Following this setback, he was elected to the Maharashtra Legislative Council and served as a Member of the Legislative Council from 2014 to 2018. In the 2019 general elections, he was elected as the Member of Parliament for Raigad in the Lok Sabha and retained the seat in the 2024 elections. On 3 July 2023, following the split in the NCP, he was appointed State President of the Nationalist Congress Party (Ajit Pawar faction) in Maharashtra.

==Electoral history==

===Member of Maharashtra Legislative Assembly===

Year: Constituency; Party; Votes; %; Opponent; Result; Margin
1985: Mangaon; INC; 28,013; 41.26%; PWPI; Nilkanth Sawant; Lost; 5,432
1995: 44,569; 42.11%; SS; Vinod Ghosalkar; Won; 13,394
1999: NCP; 41,573; 47.85%; Won; 7,453
2004: 69,865; 55.80%; Anant Lokhande; Won; 32,274
2009: Shrivardhan; 66,141; 47.71%; Tukaram Surve; Won; 10,871

===Member of Parliament, Lok Sabha===

| Year | Constituency | Party |  | Votes | % | Opponent |  |  | Result | Margin |
| 2014 | Raigad |  | NCP | 394,068 | 25.71% |  | SS | Anant Geete | Lost | 2,110 |
| 2019 | 486,968 | 47.39% | Won | 31,438 |
| 2024 | 508,352 | 50.17% | Won | 82,784 |

== Personal life ==
Sunil Tatkare is married to Varda Tatkare. The couple has two children, Aditi and Aniket, both of whom are active in Maharashtra politics. He is the most prominent figure of the Tatkare family, which holds significant political influence in the Raigad district and Konkan region.

His daughter, Aditi Tatkare, is a Member of the Maharashtra Legislative Assembly for Shrivardhan and currently serves as the Minister for Women and Child Development in the Maharashtra government. His son, Aniket Tatkare, served as a Member of the Maharashtra Legislative Council representing the Raigad-Ratnagiri-Sindhudurg Local Authorities Constituency from 2018 to 2024.
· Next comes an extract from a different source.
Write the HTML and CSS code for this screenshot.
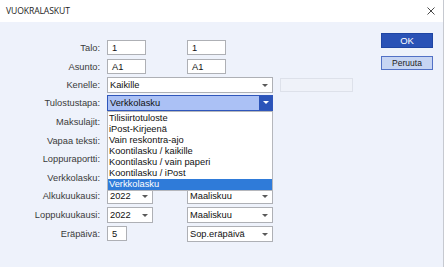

Tatkare’s elder brother, Anil Tatkare, has also served as an MLC for the Raigad-Ratnagiri-Sindhudurg local authorities. His nephew, Avadhut Tatkare, was elected as an MLA for Shrivardhan and served a term from 2014 to 2019.

== Controversies ==
Tatkare has faced several allegations over the years. The Maharashtra Anti-Corruption Bureau (ACB) sought permission from the state government to conduct an open inquiry against him in cases relating to land grabs and disproportionate assets. The Enforcement Directorate (ED) has also initiated a probe into his alleged accumulation of wealth beyond known sources of income.